Over time, the phrase has taken on a different meaning, usually referring to a rule that is frequently acknowledged and gestured to, but then essentially ignored or broken. (See, e.g., Cal. Rules of Court, rule 3.1332 [setting out standards for continuance of a trial date].) We can find frequent examples of this (mis)use in legal writing. (See, e.g., Rhodes v. Sargent (1911) 17 Cal.App. 54, 57 ["As this section stood originally, it was deemed directory only; and, as is too often the case where a law is thus regarded, it was 'more honored in the breach than the observance'"]; Perry v. Wallner (1962) 206 Cal.App.2d 218, 220 ["Defendant's first contention is, for all practical purposes, nothing more than an attack upon the sufficiency of the evidence to support the judgment. We are therefore first confronted with the traditional rule on review that is more honored in its breach than in its observance"]; Deponce v. System Freight Service v. Rodriguez (1944) 66 Cal.App.2d 295, 302 ["For the benefit of the bar in general, as well as counsel for appellant in particular, we wish to call attention to Rule 5, and to subdivision "b" of Rule 10 of Rules on Appeal which places on counsel the burden of proceeding to get the exhibits before the reviewing court. In this court these rules are more honored in their breach than in their observance"].)
In passing, it's worth noting that this passage from the play produced another often distorted turn of phrase--"to the manor born," with the suggestion that someone was born with a silver spoon in a mansion, whereas Hamlet is saying he was born into the custom he's talking about, or "manner."
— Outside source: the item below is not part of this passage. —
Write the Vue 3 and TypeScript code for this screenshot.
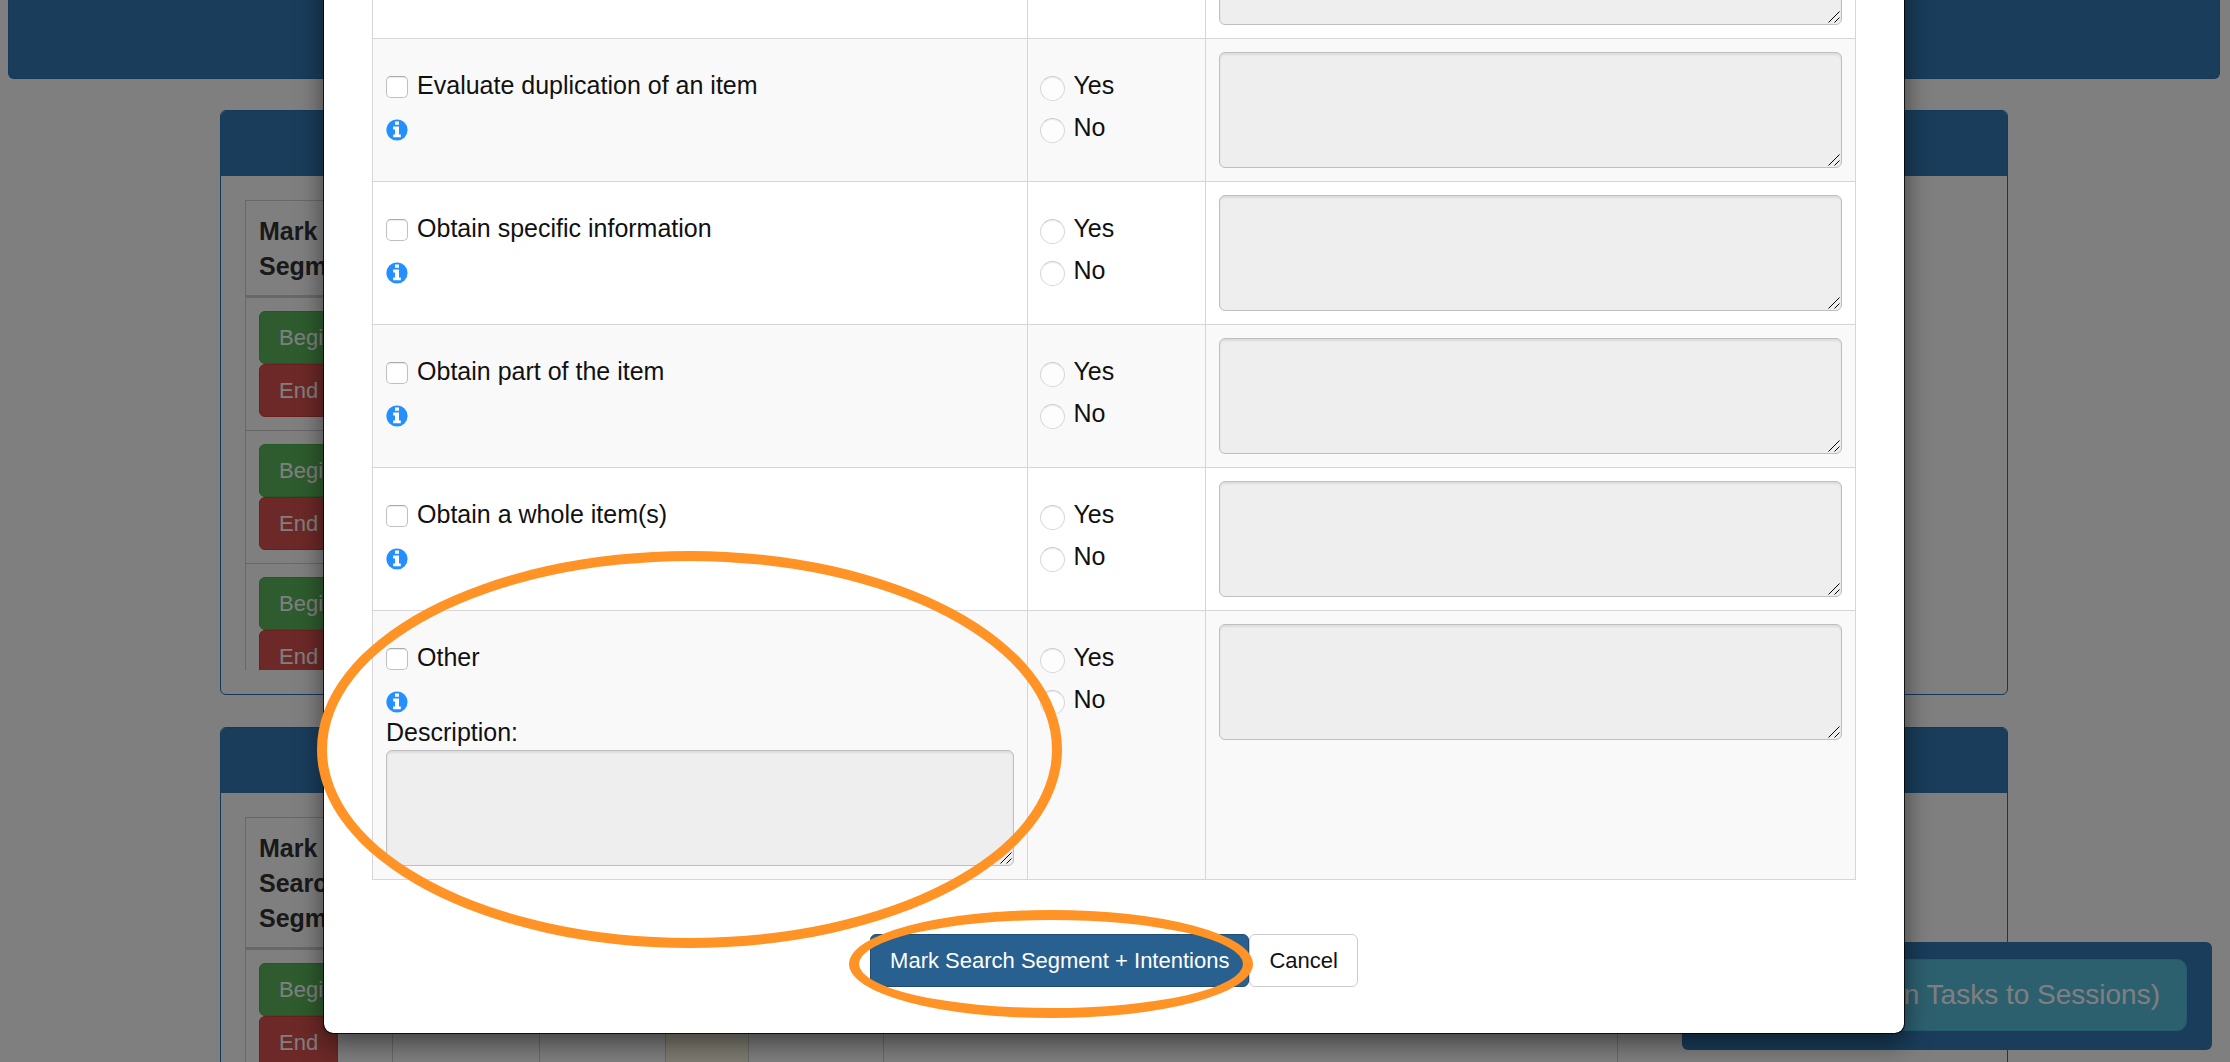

Credit to Justice Van Dyke of the Supreme Court of California, who used the phrase very precisely back in 1899 in Wright v. Eastlick, where the issue on a motion for new trial was whether some of the jurors in the mining community had been drunk during deliberations. The circumstances there were oddly similar to the ones Hamlet was complaining about in the play:
"The conduct of these two jurors,--principally Foreman Neville,--visiting saloons, and going to dance houses, and drinking and carousing with parties to the action, is not controverted by respondents' counsel, but they seek to extenuate the same. They say: 'The parties, the witnesses, and some of the jurors were miners; they were away from home, and the trial lasted over the holidays; and, while these things were not to be encouraged, still all that is shown in this case is the following out of the very general custom throughout the mining districts; and we think that no one who is at all familiar with the custom of miners in this state will say that because one or two jurors happened to be present and joined when the crowd was invited up to take a social drink during the holidays, that the verdict was tainted thereby.' It is scarcely to be credited that such misconduct on the part of the jurors as the record in this case discloses is but following out the custom, either general or local, throughout the mining districts of this state. If there were such a custom, surely it 'would be more honored in the breach than the observance.' It is to be presumed that when jurymen are selected and sworn to try a cause, either in the mining or other districts in this state, they realize the obligation of their oath, and their duty as good citizens towards the community, and act accordingly."
(Wright v. Eastlick (1899) 125 Cal. 517, 519 [emphasis added].) This passage from Wright is also a vivid reminder that the conditions in our state in the late 19th century were often like something straight out of Mark Twain's Roughing It (1872).
Obviously, language changes over time (look up the current definition of "podium"), and there's no reason phrases like this one can't take on a new life. Perhaps it should. But if you are feeling ornery or pedantic, you can point to the play and note, like Inigo Montoya to Vizzini in the classic Rob Reiner film The Princess Bride (Twentieth Century Fox 1987): "You keep using that [phrase]. I do not think it means what you think it means."